If you've hung out in Bloggy World for any amount of time, you've probably seen at least a few "Things They Don't Tell You About Being a New Mom"-type posts. These lists talk about sleeplessness, the fact that you will be covered in bodily fluids, and how none of your clothes will fit you anymore. Before giving birth, I read these lists and was mildly terrified. After, I read some of these posts and related to many of the points. Too often, however, I feel like these same lists focus primarily on the not-so-fun aspects of new motherhood, and glaze over the super awesome, I-Can't-Believe-How-Lucky-I-Am parts. So today, that's exactly what I'm doing.
1. You will sleep. Not right away, and not as much as your pre-pregnant self did, but you will sleep and everything will be okay. This was one of my biggest fears- sleep and I go way back, but I'll let you in on a little secret: eventually, you do sleep. Charlie typically sleeps from 6:30pm-6:30am with about one nursing session at 3:00am. I go to bed around 11:00am and wake up at 5:00am. I know many babies his age aren't sleeping that much and I do count myself lucky, but even when he was waking up more frequently, I survived. These days, I average about 6 hours of (interrupted) sleep, but I'm managing so much better than I thought I would. You'll get used to it, I promise.
2. You will have to fight the urge to nibble on his/her fingers and toes. Seriously, I literally want to eat Charlie's face off every single day because he is the most adorable, delicious little human being on the planet (I may be biased). Every day I wake up thinking I can't possibly love him more than I do, and every day, I love him even more. I am absolutely obsessed with my little boy.
3. You will love staying in. As a homebody/introvert, this one obviously wasn't a huge adjustment for me, but even talking to my Mama friends with more exciting social lives, there will come a time when you will prefer to stay in with your baby and partner over the prospect of a party or girls' night. Nothing beats curling up with the loves of your life in cozy jammies on a Friday night. Nothing.
4. You do have Mama Bear instincts. Believe me, if me, the child-fearing weirdo has them, you do too. I can't explain it, other than it feels like this primal, biological need to do anything for your little bear cubs. I was told countless times to trust my motherly instincts and I didn't believe it. Let me tell you, the cliche is true. You will know your baby's cries. You will know when they need stimulation and when they need sleep. You will know exactly what to do to make them light up with the biggest toothless grin. You will know your baby.
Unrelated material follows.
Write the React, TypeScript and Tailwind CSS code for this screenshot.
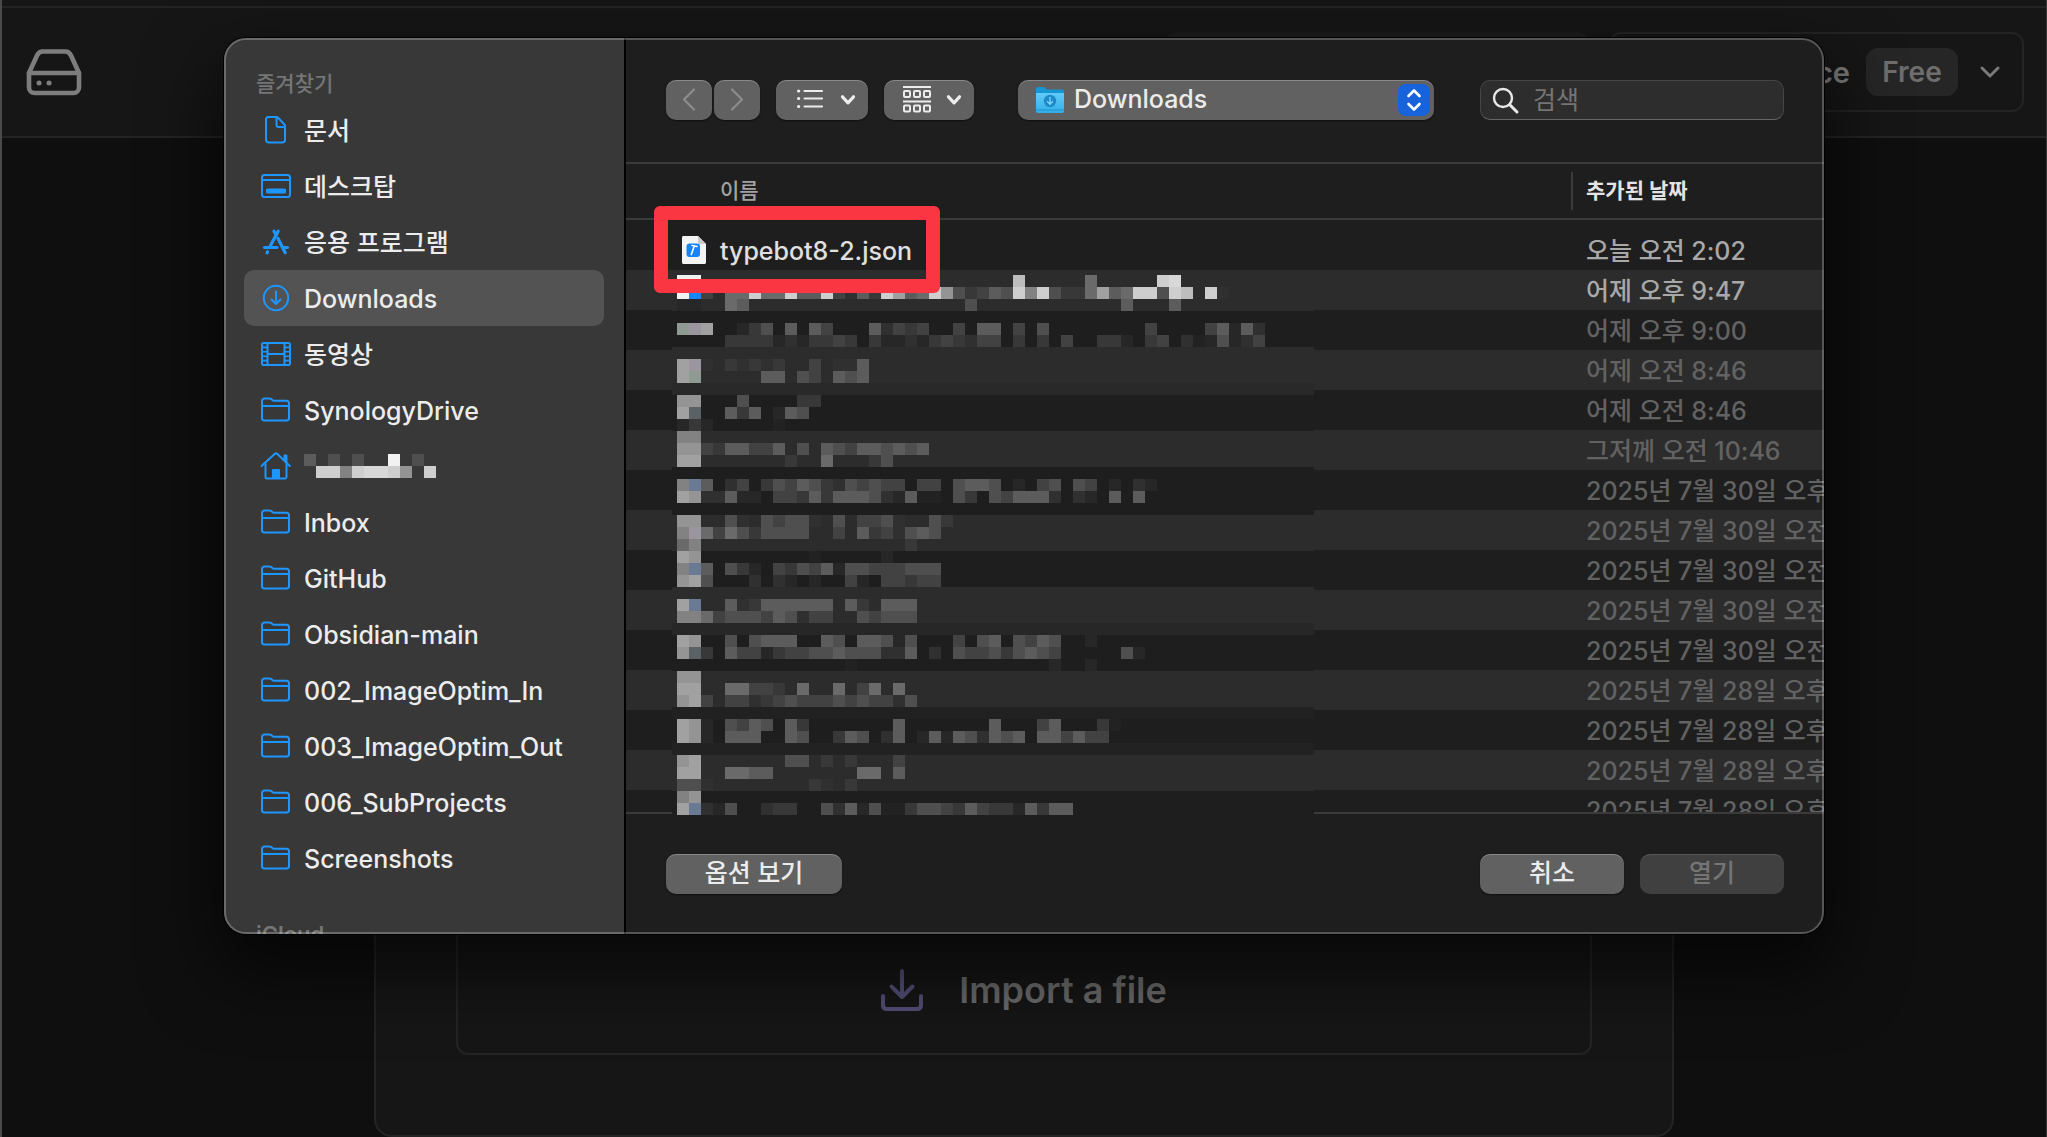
import React from "react";

const FONT = "font-[Inter,'Noto_Sans_CJK_KR',sans-serif]";

type IconName = "doc" | "desktop" | "apps" | "download" | "film" | "folder" | "home";

function SidebarIcon({ name }: { name: IconName }) {
  return (
    <svg
      aria-hidden="true"
      viewBox="0 0 32 32"
      className="h-8 w-8 shrink-0"
      fill="none"
      stroke="#1e96ff"
      strokeWidth="2"
      strokeLinejoin="round"
      strokeLinecap="round"
    >
      {name === "doc" && (
        <>
          <path d="M8.5 3h7.700c.8 0 1.300.2 1.900.8l6.100 6.400c.6.6.8 1.100.8 1.900V26a2.500 2.500 0 0 1-2.500 2.500H8.500A2.500 2.500 0 0 1 6 26V5.500A2.500 2.500 0 0 1 8.500 3Z" />
          <path d="M16.500 3.500v7.500c0 1.200.8 2 2 2h6" />
        </>
      )}
      {name === "desktop" && (
        <>
          <rect x="2" y="5" width="28" height="22" rx="2.500" />
          <path d="M2.500 10h27" />
          <rect x="7" y="19.500" width="18" height="3" rx="0.500" fill="#1e96ff" />
        </>
      )}
      {name === "apps" && (
        <g strokeWidth="3.200">
          <path d="M14 5.200 16.200 9" />
          <path d="M18.200 5.200 10.500 19.500" />
          <path d="M4.500 21.500h12.500" />
          <path d="M24.500 21.500h3" />
          <path d="M7.600 25.800 7 26.900" />
          <path d="M18 12.500l7.200 14.200" />
        </g>
      )}
      {name === "download" && (
        <>
          <circle cx="16" cy="16" r="12.200" />
          <path d="M16 9.500v12.500M11.500 17.500 16 22l4.500-4.500" />
        </>
      )}
      {name === "film" && (
        <>
          <rect x="2" y="5" width="28" height="22" rx="1.500" />
          <path d="M7.500 5v22M24.500 5v22M7.500 16h17" />
          <path
            strokeWidth="1.600"
            d="M2 9.400h5.500M2 13.800h5.500M2 18.200h5.500M2 22.600h5.500M24.500 9.400H30M24.500 13.800H30M24.500 18.200H30M24.500 22.600H30"
          />
        </>
      )}
      {name === "folder" && (
        <>
          <path d="M2 8V7a2.500 2.500 0 0 1 2.500-2.500h4.800c.9 0 1.500.2 2.200.8l.8.7c.6.5 1.100.7 2 .7h12.200A2.500 2.500 0 0 1 29 9.200V24a2.500 2.500 0 0 1-2.500 2.500h-22A2.500 2.500 0 0 1 2 24Z" />
          <path d="M2 12h27" />
        </>
      )}
      {name === "home" && (
        <>
          <path d="M1.500 16 14.600 4c.9-.8 1.900-.8 2.800 0L29.800 16" />
          <path d="M5.500 14v13a1.500 1.500 0 0 0 1.500 1.500h18a1.500 1.500 0 0 0 1.500-1.500V14" />
          <path d="M24.500 10.500V5.500h2v7" />
          <path d="M13 28v-8h6v8Z" fill="#1e96ff" />
        </>
      )}
    </svg>
  );
}

/* Cells of a redacted area: "column:levels" runs, one level letter per cell. */
const LEVELS: Record<string, string> = {
  "0": "#222222",
  "1": "#272727",
  "2": "#303030",
  "3": "#383838",
  "4": "#424242",
  "5": "#4f4f4f",
  "6": "#5c5c5c",
  "7": "#6a6a6a",
  "8": "#828282",
  "9": "#949494",
  A: "#a1a1a1",
  B: "#bdbdbd",
  C: "#cecece",
  D: "#d8d8d8",
  W: "#f2f2f2",
  S: "#1a84fb",
  s: "#6a7a95",
  g: "#8f9a92",
  p: "#9a959f",
  k: "#5a6266",
};

function Mosaic({ rows }: { rows: string[] }) {
  return (
    <>
      {rows.flatMap((row, y) =>
        row
          .split(" ")
          .filter(Boolean)
          .flatMap((run) => {
            const [start, cells] = run.split(":");
            return cells
              .split("")
              .map((c, i) => (
                <rect
                  key={`${y}-${start}-${i}`}
                  x={(Number(start) + i) * 12}
                  y={y * 12}
                  width="12"
                  height="12"
                  fill={LEVELS[c]}
                />
              ));
          }),
      )}
    </>
  );
}

const USER_CELLS = ["0:6 2:5 4:5 7:W 9:5", "1:CC8CDDC9 10:C"];

const LIST_CELLS = [
  "0:WW 28:B 34:7 40:CD",
  "0:WS4 4:77C77C66C42 15:63CA67C9534 26:65C8C5337A67CC5CB 44:C2",
  "0:11 4:76 24:5 37:6 41:6",
  "",
  "0:gpA 5:135 9:6 11:64 16:62434 23:4 25:66 28:4 30:5 39:4 44:46162",
  "4:333312133 13:43 16:311213432 25:44 28:3 30:3 32:4 35:331 39:34 42:2015124",
  "",
  "0:Ap2 4:32323 11:4 13:226",
  "0:Ag 7:66 10:54 13:656",
  "",
  "0:99 5:5 10:33",
  "0:Ak 4:636 8:165",
  "0:131 8:0",
  "0:88",
  "0:99436644 8:6 10:5 12:654665656",
  "0:AA 9:3 12:7 16:35",
  "",
  "0:8s6 4:24 7:354653254544 20:44 23:5665 28:1 30:45 33:54 36:1 38:21",
  "0:A922611 8:44363666 16:521600 23:53 26:546662 33:21 36:6 38:6",
  "",
  "0:99 4:52 7:545 10:52 13:5 15:4452 21:53",
  "0:8p7475355 9:55 13:4 15:6342565",
  "0:78 19:3",
  "0:A9 11:0 17:1",
  "0:8s6 4:531 8:43546155444555",
  "0:9A5 6:2 8:21 11:1 14:41 17:44344",
  "",
  "0:As 4:62366666 12:6 14:63 17:666",
  "0:887455546524 12:4 15:54555",
  "",
  "0:A9 4:5 6:5666 12:65 15:66515 23:4 25:56 28:5465 34:1",
  "0:9k3 4:64413445565552 18:26 21:2 23:54453565 31:4 37:51",
  "14:0 31:1 34:1",
  "0:99",
  "0:AA 4:77443 10:7 13:7 15:47 18:7",
  "0:9A4 4:4423454445454425",
  "",
  "0:A91 4:5465 9:63 18:6 26:6 30:46 35:30",
  "0:A91 4:666 9:65 13:365 17:26 20:16165 25:2656 30:664644",
  "",
  "0:9A 9:55 12:3 14:3 18:4",
  "0:AA 4:7766 15:77 18:6",
  "0:552 11:32 14:3",
  "0:89",
  "0:As215 7:233 12:526 15:15003554364331636 32:6",
];

/* Background bands behind the redacted names: [top, height, colour]. */
const BANDS: [number, number, string][] = [
  [0, 36, "#2c2c2c"],
  [36, 36, "#1e1e1e"],
  [72, 36, "#2c2c2c"],
  [108, 12, "#292929"],
  [120, 36, "#1e1e1e"],
  [156, 36, "#2c2c2c"],
  [192, 48, "#1e1e1e"],
  [240, 36, "#2c2c2c"],
  [276, 36, "#1e1e1e"],
  [312, 36, "#2c2c2c"],
  [348, 12, "#272727"],
  [360, 36, "#1e1e1e"],
  [396, 36, "#2c2c2c"],
  [432, 12, "#212121"],
  [444, 24, "#1e1e1e"],
  [468, 12, "#222222"],
  [480, 36, "#2c2c2c"],
  [516, 24, "#1e1e1e"],
];

const PLACES: { icon: IconName; label: string }[] = [
  { icon: "doc", label: "문서" },
  { icon: "desktop", label: "데스크탑" },
  { icon: "apps", label: "응용 프로그램" },
  { icon: "download", label: "Downloads" },
  { icon: "film", label: "동영상" },
  { icon: "folder", label: "SynologyDrive" },
  { icon: "home", label: "" },
  { icon: "folder", label: "Inbox" },
  { icon: "folder", label: "GitHub" },
  { icon: "folder", label: "Obsidian-main" },
  { icon: "folder", label: "002_ImageOptim_In" },
  { icon: "folder", label: "003_ImageOptim_Out" },
  { icon: "folder", label: "006_SubProjects" },
  { icon: "folder", label: "Screenshots" },
];

const FILES: { name: string; added: string; enabled: boolean }[] = [
  { name: "typebot8-2.json", added: "오늘 오전 2:02", enabled: true },
  { name: "", added: "어제 오후 9:47", enabled: true },
  { name: "", added: "어제 오후 9:00", enabled: false },
  { name: "", added: "어제 오전 8:46", enabled: false },
  { name: "", added: "어제 오전 8:46", enabled: false },
  { name: "", added: "그저께 오전 10:46", enabled: false },
  { name: "", added: "2025년 7월 30일 오후", enabled: false },
  { name: "", added: "2025년 7월 30일 오전", enabled: false },
  { name: "", added: "2025년 7월 30일 오전", enabled: false },
  { name: "", added: "2025년 7월 30일 오전", enabled: false },
  { name: "", added: "2025년 7월 30일 오전", enabled: false },
  { name: "", added: "2025년 7월 28일 오후", enabled: false },
  { name: "", added: "2025년 7월 28일 오후", enabled: false },
  { name: "", added: "2025년 7월 28일 오후", enabled: false },
  { name: "", added: "2025년 7월 28일 오후", enabled: false },
];

function Sidebar() {
  return (
    <nav aria-label="즐겨찾기" className="w-[402px] shrink-0 border-r-2 border-black bg-[#383838] pt-[26px]">
      <h2 className="px-8 pt-[2px] text-[21px] leading-9 font-medium text-[#757575]">즐겨찾기</h2>
      <ul>
        {PLACES.map((place, i) => (
          <li key={i} className="px-5">
            <button
              type="button"
              aria-label={place.label || "홈"}
              className={
                place.label === "Downloads"
                  ? "flex h-14 w-full items-center gap-3 rounded-[10px] bg-[#535353] px-4 text-left"
                  : "flex h-14 w-full items-center gap-3 px-4 text-left"
              }
            >
              <SidebarIcon name={place.icon} />
              {place.label ? (
                <span className="pt-[2px] text-[25px] leading-8 font-medium text-[#ececec]">{place.label}</span>
              ) : (
                <svg aria-hidden="true" viewBox="0 0 132 24" className="h-6 w-[132px]" shapeRendering="crispEdges">
                  <Mosaic rows={USER_CELLS} />
                </svg>
              )}
            </button>
          </li>
        ))}
      </ul>
      <h2 className="mt-[30px] px-8 text-[22px] leading-9 font-semibold text-[#757575]">iCloud</h2>
    </nav>
  );
}

const RAISED =
  "h-10 rounded-[10px] bg-[#616161] shadow-[inset_0_1px_0_rgba(255,255,255,0.25),0_1px_2px_rgba(0,0,0,0.5)]";

function SmallChevron() {
  return (
    <svg aria-hidden="true" viewBox="0 0 16 12" className="h-3 w-4" fill="none" stroke="#ececec" strokeWidth="3.200" strokeLinecap="round" strokeLinejoin="round">
      <path d="M2.500 2.800 8 8.800l5.500-6" />
    </svg>
  );
}

function Toolbar() {
  return (
    <div className="flex items-start border-b-2 border-[#3a3a3a] px-10 py-[42px]">
      <div className="flex gap-[2px]">
        <button type="button" aria-label="뒤로" className={`${RAISED} flex w-[46px] items-center justify-center`}>
          <svg aria-hidden="true" viewBox="0 0 14 24" className="h-6 w-[14px]" fill="none" stroke="#8c8c8c" strokeWidth="2.200" strokeLinecap="round" strokeLinejoin="round">
            <path d="M12 1.500 2 11.500l10 10" />
          </svg>
        </button>
        <button type="button" aria-label="앞으로" className={`${RAISED} flex w-[46px] items-center justify-center`}>
          <svg aria-hidden="true" viewBox="0 0 14 24" className="h-6 w-[14px]" fill="none" stroke="#8c8c8c" strokeWidth="2.200" strokeLinecap="round" strokeLinejoin="round">
            <path d="M2 1.500l10 10-10 10" />
          </svg>
        </button>
      </div>
      <button type="button" aria-label="목록 보기" className={`${RAISED} ml-4 flex w-[92px] items-center justify-between pr-3 pl-5`}>
        <svg aria-hidden="true" viewBox="0 0 28 24" className="h-6 w-7" fill="none" stroke="#ececec" strokeWidth="2.200" strokeLinecap="round">
          <path d="M8.500 3H26M8.500 10.500H26M8.500 18.500H26" />
          <path strokeWidth="3.200" d="M2.600 3h.1M2.600 10.500h.1M2.600 18.500h.1" />
        </svg>
        <SmallChevron />
      </button>
      <button type="button" aria-label="그룹 보기" className={`${RAISED} ml-4 flex w-[90px] items-center justify-between pr-3 pl-[18px]`}>
        <svg aria-hidden="true" viewBox="0 0 30 28" className="h-7 w-[30px]" fill="none" stroke="#ececec" strokeWidth="2">
          <path d="M1 1h28M1 15.500h28" />
          <rect x="2" y="5" width="6" height="6" rx="1" />
          <rect x="12" y="5" width="6" height="6" rx="1" />
          <rect x="22" y="5" width="6" height="6" rx="1" />
          <rect x="2" y="19.500" width="6" height="6" rx="1" />
          <rect x="12" y="19.500" width="6" height="6" rx="1" />
          <rect x="22" y="19.500" width="6" height="6" rx="1" />
        </svg>
        <SmallChevron />
      </button>
      <div className="relative ml-11 min-w-0 flex-1">
        <select
          aria-label="위치"
          className={`${RAISED} w-full appearance-none pr-12 pb-[3px] pl-14 text-[25px] leading-8 font-medium text-[#ececec]`}
        >
          <option>Downloads</option>
        </select>
        <svg aria-hidden="true" viewBox="0 0 30 28" className="pointer-events-none absolute top-[6px] left-[17px] h-7 w-[30px]">
          <defs>
            <linearGradient id="folderFront" x1="0" y1="0" x2="0" y2="1">
              <stop offset="0" stopColor="#62cbf8" />
              <stop offset="1" stopColor="#31aeea" />
            </linearGradient>
          </defs>
          <path d="M1 3c0-1.200.8-2 2-2h6l3 2.500h15c1.200 0 2 .8 2 2V10H1Z" fill="#1796d6" />
          <path d="M1 7h28v18c0 1.200-.8 2-2 2H3c-1.200 0-2-.8-2-2Z" fill="url(#folderFront)" />
          <path d="M1 24h28" stroke="#2291cc" strokeWidth="1" />
          <circle cx="15" cy="15" r="6.200" fill="#1e8bc8" />
          <path d="M15 11.500v6.500M12.500 15.800 15 18.300l2.500-2.500" fill="none" stroke="#7fd6fb" strokeWidth="1.300" strokeLinecap="round" />
        </svg>
        <span className="pointer-events-none absolute top-1 right-1 flex h-8 w-8 items-center justify-center rounded-[8px] bg-[#1763dc]">
          <svg aria-hidden="true" viewBox="0 0 16 24" className="h-6 w-4" fill="none" stroke="#ffffff" strokeWidth="2.600" strokeLinecap="round" strokeLinejoin="round">
            <path d="M2.500 8 8 2.500 13.500 8M2.500 16 8 21.500 13.500 16" />
          </svg>
        </span>
      </div>
      <div className="relative ml-[46px] w-[304px]">
        <input
          type="search"
          aria-label="검색"
          placeholder="검색"
          className="h-10 w-full rounded-[10px] border border-[#454545] border-b-[#666666] bg-[#2d2d2d] pl-[52px] text-[25px] leading-8 text-[#ececec] placeholder:text-[#757575]"
        />
        <svg aria-hidden="true" viewBox="0 0 28 28" className="pointer-events-none absolute top-[7px] left-3 h-7 w-7" fill="none" stroke="#e8e8e8" strokeWidth="2.400" strokeLinecap="round">
          <circle cx="11" cy="11" r="9" />
          <path strokeWidth="3" d="M18 18l7 7" />
        </svg>
      </div>
    </div>
  );
}

function JsonFileIcon() {
  return (
    <svg aria-hidden="true" viewBox="0 0 24 28" className="h-7 w-6 shrink-0">
      <path d="M1.500 0H16l8 8v18.500c0 .8-.7 1.500-1.500 1.500h-21C.7 28 0 27.300 0 26.500v-25C0 .7.700 0 1.500 0Z" fill="#f4f4f4" />
      <path d="M16 0l8 8h-6.500C16.700 8 16 7.300 16 6.500Z" fill="#c9c9c9" />
      <rect x="4.500" y="7.500" width="13.500" height="13.500" rx="3" fill="#1583fb" />
      <path d="M9.300 18.500 12.300 10M10 9.500l5 1" stroke="#ffffff" strokeWidth="1.600" strokeLinecap="round" />
    </svg>
  );
}

function FileList() {
  return (
    <div className="relative border-b-2 border-[#3a3a3a]">
      <div className="max-h-[648px] overflow-hidden">
        <table className="w-full table-fixed border-separate border-spacing-0">
          <colgroup>
            <col />
            <col className="w-[253px]" />
          </colgroup>
          <thead>
            <tr className="h-14">
              <th scope="col" className="border-b-2 border-[#3a3a3a] p-0 pl-[94px] text-left text-[21px] leading-7 font-medium text-[#a2a2a2]">
                이름
              </th>
              <th scope="col" className="border-b-2 border-[#3a3a3a] p-0 text-left text-[21px] leading-7 font-bold text-[#e4e4e4]">
                <div className="flex h-[38px] items-center border-l-2 border-[#3a3a3a] pl-[13px]">추가된 날짜</div>
              </th>
            </tr>
          </thead>
          <tbody>
            <tr aria-hidden="true" className="h-[10px]">
              <td colSpan={2} className="p-0" />
            </tr>
            {FILES.map((file, i) => (
              <tr key={i} className="h-10 odd:bg-[#2c2c2c]">
                <td className="p-0 pl-[56px]">
                  {file.name && (
                    <span className="flex items-center gap-[14px] text-[25px] leading-8 font-medium text-[#e0e0e0]">
                      <JsonFileIcon />
                      <span className="pt-[2px]">{file.name}</span>
                    </span>
                  )}
                </td>
                <td
                  className={
                    file.enabled
                      ? "overflow-hidden p-0 pt-[2px] pl-[15px] text-[25px] leading-8 font-medium whitespace-nowrap text-[#a8a8a8]"
                      : "overflow-hidden p-0 pt-[2px] pl-[15px] text-[25px] leading-8 font-medium whitespace-nowrap text-[#626262]"
                  }
                >
                  {file.added}
                </td>
              </tr>
            ))}
          </tbody>
        </table>
      </div>
      <svg aria-hidden="true" viewBox="-5 0 642 540" className="absolute top-[111px] left-[46px] h-[540px] w-[642px]" shapeRendering="crispEdges">
        {BANDS.map(([y, h, fill]) => (
          <rect key={y} x="-5" y={y} width="642" height={h} fill={fill} />
        ))}
        <Mosaic rows={LIST_CELLS} />
      </svg>
      <div aria-hidden="true" className="absolute top-[42px] left-7 h-[87px] w-[286px] rounded-[6px] border-[14px] border-[#fa3642]" />
    </div>
  );
}

function OpenDialog() {
  return (
    <div className="absolute inset-x-0 top-[38px] mx-auto max-w-[1600px] rounded-[22px] shadow-[0_0_0_1px_#000,0_32px_70px_10px_rgba(0,0,0,0.6)]">
      <div role="dialog" aria-label="파일 열기" className="flex max-h-[896px] overflow-hidden rounded-[22px] bg-[#1e1e1e]">
        <Sidebar />
        <div className="min-w-0 flex-1">
          <Toolbar />
          <FileList />
          <div className="flex items-center px-10 py-10">
            <button type="button" className={`${RAISED} w-[176px] pb-[2px] text-[25px] leading-8 font-medium text-[#ececec]`}>
              옵션 보기
            </button>
            <button type="button" className={`${RAISED} ml-auto w-[144px] pb-[2px] text-[25px] leading-8 font-medium text-[#ececec]`}>
              취소
            </button>
            <button
              type="button"
              disabled
              className="ml-4 h-10 w-[144px] rounded-[10px] bg-[#404040] pb-[2px] text-[25px] leading-8 font-medium text-[#757575] shadow-[inset_0_1px_0_rgba(255,255,255,0.12)]"
            >
              열기
            </button>
          </div>
        </div>
      </div>
      <div aria-hidden="true" className="pointer-events-none absolute inset-0 rounded-[22px] border-2 border-white/25" />
    </div>
  );
}

export default function App() {
  return (
    <div className={`relative flex min-h-screen flex-col overflow-hidden border-r border-l-2 border-r-[#3a3a3a] border-l-[#4a4a4a] bg-[#0f0f0f] ${FONT}`}>
      <div className="h-2 border-b-2 border-[#242424] bg-[#161616]" />
      <header className="flex h-[130px] items-center gap-5 border-b-2 border-[#242424] bg-[#161616] pr-[22px] pl-6">
        <a href="#workspace" aria-label="Workspace" className="mr-auto">
          <svg aria-hidden="true" viewBox="0 0 56 48" className="h-12 w-14" fill="none" stroke="#7d7d7d" strokeWidth="4.600" strokeLinejoin="round" strokeLinecap="round">
            <path d="M3 25 11 7.500C12.300 4.600 13.500 3.500 16.500 3.500h23c3 0 4.200 1.100 5.500 4L53 25v14.500a5.500 5.500 0 0 1-5.500 5.500h-39A5.500 5.500 0 0 1 3 39.500Z" />
            <path d="M3 25h50" />
            <path strokeWidth="5" d="M13 35h.1M23 35h.1" />
          </svg>
        </a>
        <button type="button" aria-label="Settings" className="h-20 w-[424px] rounded-[12px] bg-[#1d1d1d]" />
        <button type="button" className="flex h-20 w-[415px] items-center justify-end rounded-[12px] border-2 border-[#242424] pr-5 text-[29px] leading-9 font-semibold text-[#7a7a7a]">
          <span className="pt-[2px]">workspace</span>
          <span className="ml-4 flex h-12 w-[92px] items-center justify-center rounded-[12px] bg-[#262626] text-[28px] text-[#6e6e6e]">Free</span>
          <svg aria-hidden="true" viewBox="0 0 24 24" className="ml-5 h-6 w-6" fill="none" stroke="#7a7a7a" strokeWidth="3" strokeLinecap="round" strokeLinejoin="round">
            <path d="M4 8l8 8 8-8" />
          </svg>
        </button>
      </header>
      <main className="flex flex-1 flex-col px-8">
        <section className="mx-auto flex w-full max-w-[1300px] flex-1 flex-col justify-end rounded-b-[18px] border-2 border-[#242424] bg-[#161616] px-20 pb-20">
          <button type="button" className="flex h-40 w-full items-center justify-center gap-9 rounded-[12px] border-2 border-[#242424] pt-[30px] text-[36px] leading-10 font-semibold text-[#6c6c6c]">
            <svg aria-hidden="true" viewBox="0 0 42 42" className="h-[42px] w-[42px]" fill="none" stroke="#544f78" strokeWidth="4" strokeLinecap="round" strokeLinejoin="round">
              <path d="M21 2v26M10.500 17.500 21 28l10.500-10.500" />
              <path d="M2 27v9c0 2.500 1.500 4 4 4h30c2.500 0 4-1.500 4-4v-9" />
            </svg>
            Import a file
          </button>
        </section>
      </main>
      <OpenDialog />
    </div>
  );
}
5. You will have support. You will have to learn to ask for it, but 99% of the time, there is a Mama in your life who has gone through this before and will jump at the chance to give you a hug, some much-needed advice or just a "solidarity, sister." I know the "Mommy Wars" do exist, but in my experience, most Mommies are loving, supportive and will be there for you in a flash.
6. You will creepily watch them sleep. For minutes, even for hours. There is nothing more precious than a sleeping babe and you will lie there with them in complete ecstasy until your arm feels like it will fall off.
7. You will cry all the time. I know this one sounds bad, but it's totally not. Just thinking about this magnitude of a blessing in your life will drive you to tears on the regular. Watching birth scenes (even the cheesy ones) will make you bawl, because you finally get it: this miracle of life is absolutely amazing, and you have had the opportunity to experience is firsthand.
8. You will realize you have everything you need to raise a baby. Baby showers and registries are completely overwhelming for a first-time Mom, but honestly, you'll learn real quickly that babies don't need as much as you think they do. Sure, you'll blow through dozens of packages of diapers and wipes, and it's not a bad idea to spring for a crib. But mostly, what your baby needs, is you.
9. Your partner will help, if you let them. Chuck loves being a Daddy, and actually loved being on diaper duty when Charlie was a teeny, tiny newborn because it was his opportunity to feel like he was really contributing at a time when it feels like the bulk of the parenting responsibilities fall to the Mom. Let your partner step in and resist the urge to micromanage their every move. They will get their Papa Bear instincts, too, it might just take them a little longer to get there.
10. You will love like you have never loved before. Fo realz. Cheesy, but it's true.